その他の2コースは、児童養護施設や放課後児童クラブなどの補助職員に対する研修であるが、研修の修了が、職員として業務に従事するための要件とまではなっていないため、実施してきていない。
▶後藤香織
そこで6点目に、特に、放課後児童コースについては、その必要性を踏まえ、開設をすべきと考えますが、知事の見解をお聞きします。
▶知事
議員から、④「放課後児童コース」の開設について提案があったが、放課後児童クラブに配置する職員は、放課後児童支援員が基本であることから、県としては、一定の実務経験のある補助員に対し、知識や技能の習得、キャリアアップにつながるよう、「放課後児童支援員認定資格研修」の受講を促してまいりたいと考えている。
子育て支援員研修が開始された27年度以降、補助員に対する新たな研修の実施に関し、保護者と放課後児童クラブの職員により構成されている学童保育連絡協議会や市町村から要望もなされていないが、改めて市町村や関係団体に対し、意見を聞いてみたいと考えている。
▶後藤香織
この項の最後に、福岡県警察における取組についてお聞きします。
本県の性犯罪の被害の現状をみると、年代別では10代が最も多く、学識別では、社会人に次いで、小学生以下が2番目に被害にあっており、中学生、高校生、大学生よりも多くなっています。

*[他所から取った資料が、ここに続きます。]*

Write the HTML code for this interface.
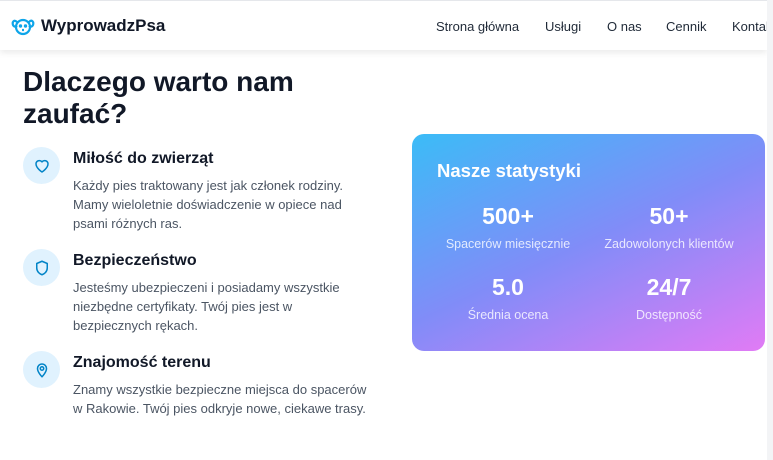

発生時間帯においても15時~17時の児童の帰宅時間の発生が目立ちます。
こういった、児童の登下校を狙った状況は全国でも同様に起きています。
県教育委員会では、対策として、本県独自に「幼児児童生徒の安全確保に関する指針」を作成して、
①防犯教室等の取組
②安全マップの作成
③保護者や地域ボランティアによる見守り活動の実施
④通学路の点検・整備
⑤集団登下校の実施
などを求めており、2020年度の小学校においては、ほぼ100%実施されているとのことです。
また、2018年度に文科省から発出された「登下校防犯プラン」では、登下校時における防犯対策に関する「地域連携の場」の構築が求められていますが、本県においては、既に全市町村で構築が完了しているとのことでした。
このように、本県のほとんどの地域・学校において、防犯対策に取り組まれている現状にあります。
私自身も小学校のPTA役員として、地域の見守り活動など携わり、多くの地域の方から支えられていることを実感しているところです。
そこで、福岡県警察では、教育委員会、地域との連携など、子どもたちが放課後を安全に過ごすために、どのように犯罪を未然に防ぐ対策をしているのか、警察本部長にお聞きします。
▶警察本部長
県警察としては、子どもを犯罪から守るためには、「登下校防犯プラン」等に基づき、登下校時間帯における警戒活動の強化をはじめ、防犯ボランティア等による見守り活動、さらには子どもの自己防衛能力の向上など総合的な取組が重要であると認識している。
具体的には、子どもを対象とした犯罪の発生状況等を踏まえた登下校時間帯における警察官による重点的なパトロールや不審者に対する職務質問を積極的に実施し、警戒活動を強化している。
また、県内すべての小中学校と犯罪等の発生状況や不審者情報を共有する体制を確立するとともに、その情報を保護者や防災ボランティア等にもふっけい安心メール等を活用して配信するなど、子どもの見守り活動等の防犯対策が効果的に行われるよう努めている。
さらには、子どもが危険を予測・回避する自己防衛機能を向上させるため、小学校や保護者、防犯ボランティア等と連携し、児童自らが通学路等の危険箇所を学ぶ「地域安全マップ」の作成など参加型の防犯教育を推進している。
県警察としては、今後とも教育機関などと連携し、子どもを犯罪から守るための活動に全力で取り組んでいく。